Мое возвращение домой было, я думаю, пиком событий того дня, и когда я вспоминаю о нем, оно предстает передо мной в красках и полутонах, характерных для сновидения. У меня опять возникло чувство, будто я с силой толкаю свое тело через массу плотного воздуха, сладковатого от ароматов флоксов и наполненного почти неистовой деятельностью. Стрекозы, большие как птицы, носились туда и сюда как сумасшедшие, присаживаясь на цветы флокса буквально на одну секунду, ровно настолько, чтобы одарить их поцелуем, после чего снова взмывали вверх и снова принимались с удвоенной силой носиться над дорожками сада. Столько стрекоз в одном месте я еще никогда не встречал; их было так много, что я какое-то время пребывал в неуверенности, действительно ли они реальны и не существуют ли просто в моем воображении. (К счастью, Джудит чуть позже подтвердила реальность этого факта, когда я попросил ее выйти на улицу.) Выполняя свои замысловатые фигуры, они оставляли за собой следы, которые долго еще держались в воздухе – по крайней мере, так казалось.

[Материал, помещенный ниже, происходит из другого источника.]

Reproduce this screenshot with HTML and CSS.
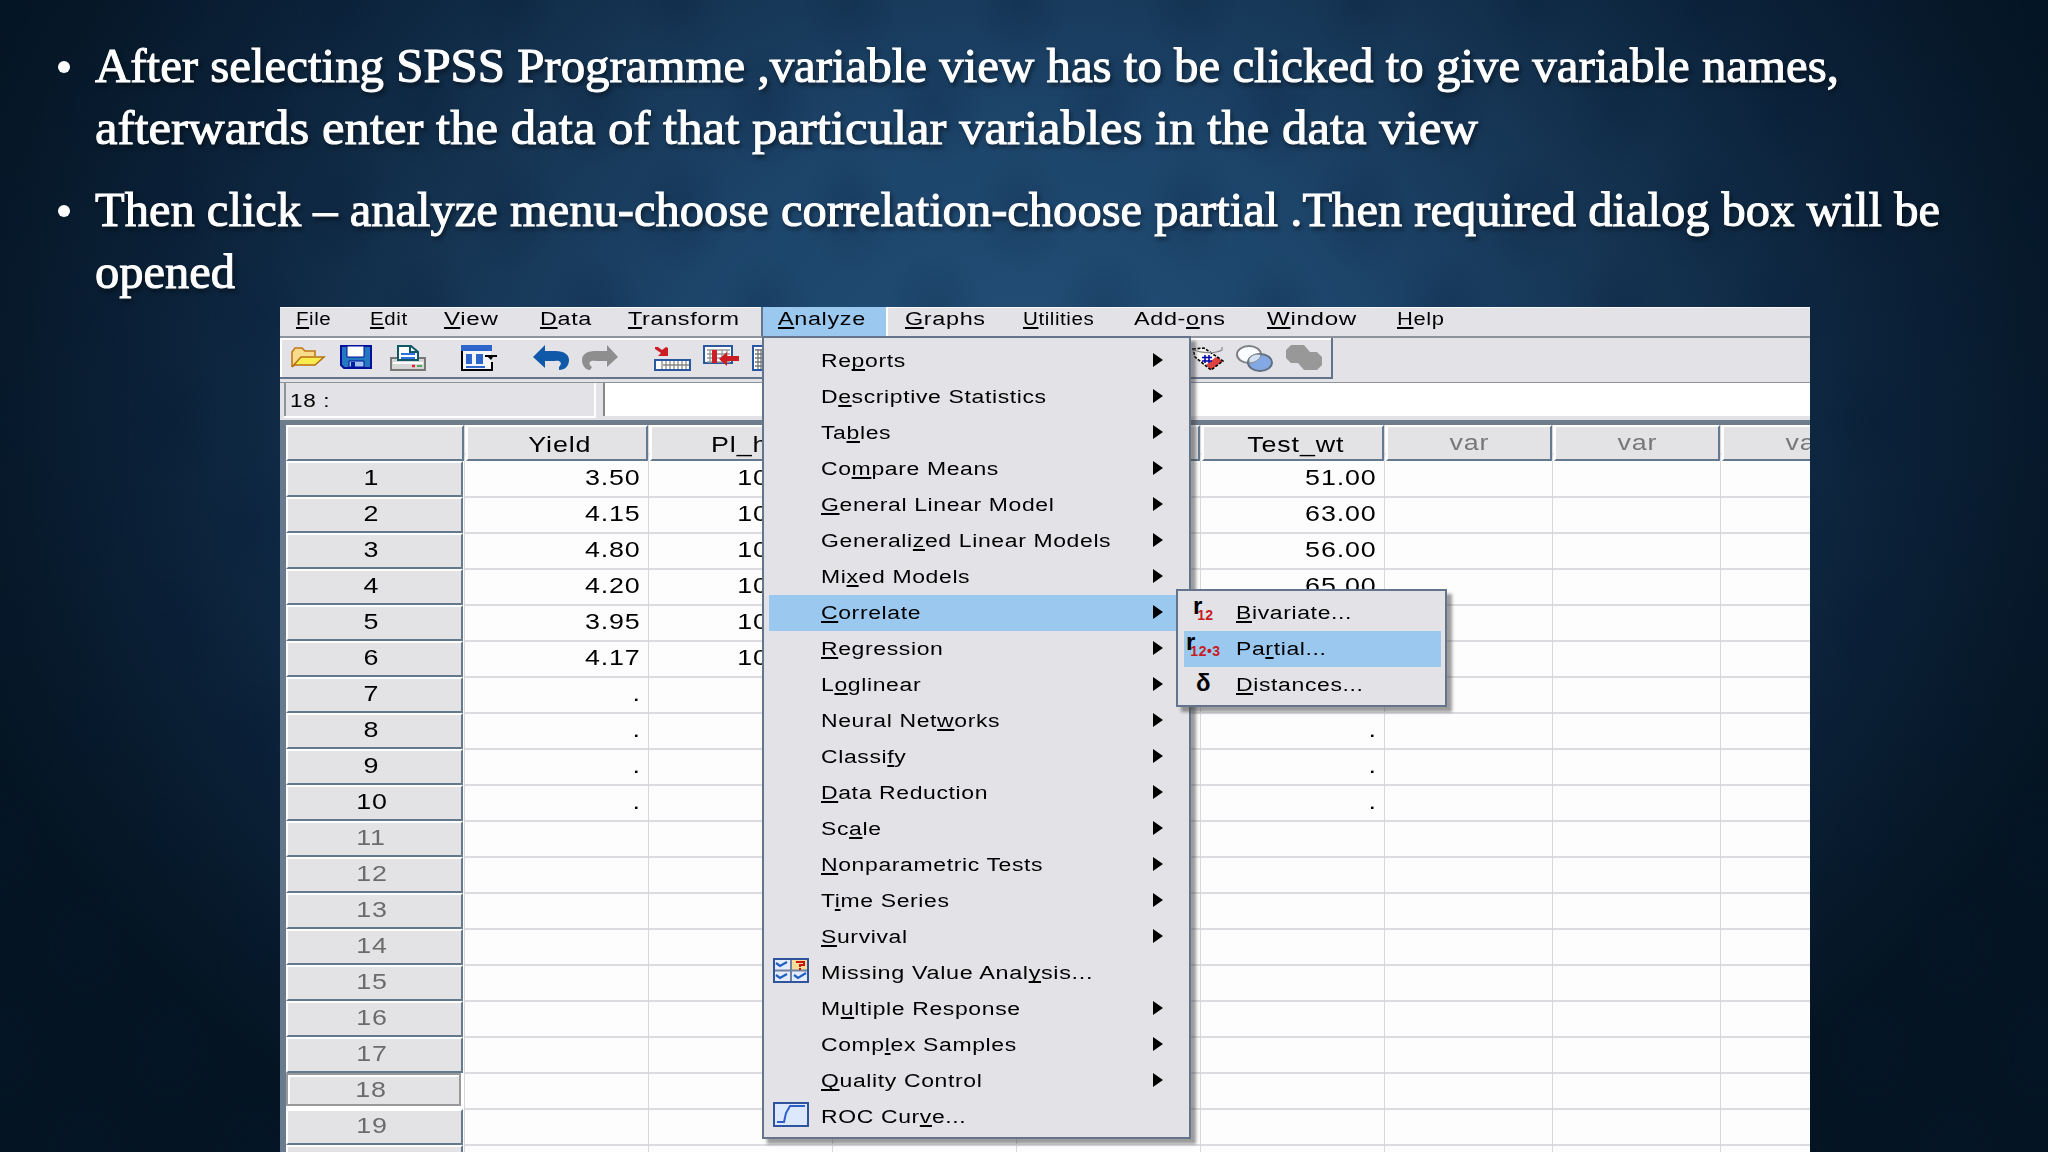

Вечерело; воздушное движение в саду переросло в буйное крещендо: насекомые-опылители совершали свои последнее круги над растениями, а растения по-прежнему все с тем же пылом призывали их своими цветами: ко мне, ко мне, ко мне! С одной стороны, эта сцена была мне хороша знакома – сад на короткое время возвратился к жизни после того, как жара спала, – а с другой стороны, я еще никогда не чувствовал себя столь сроднившимся с ним. Я больше не был чужим и посторонним наблюдателем, взиравшим на сад издалека (в буквальном или метафорическом смысле), а чувствовал себя неотъемлемой частью всего происходящего здесь. Поэтому цветы и меня призывали так же, как они призывали насекомых-опылителей, и, вероятно, потому, что сам воздух тем вечером ощущался столь же реально плотным, как присутствие любого плотного предмета, присущее мне, как человеку чувство своего «я», то есть чувство субъекта, наблюдающего за пространственными объектами – объектами, казавшимися выпуклыми, рельефными, а затем вдруг ставшими абстрактными, отвлеченными благодаря кажущейся пустоте, которая их окружает, – это чувство уступило дорогу другому чувству, чувству глубокого погружения в себя и полной причастности к этой сцене, чувству неразрывной связи с мириадами других живых существ и с миром в целом.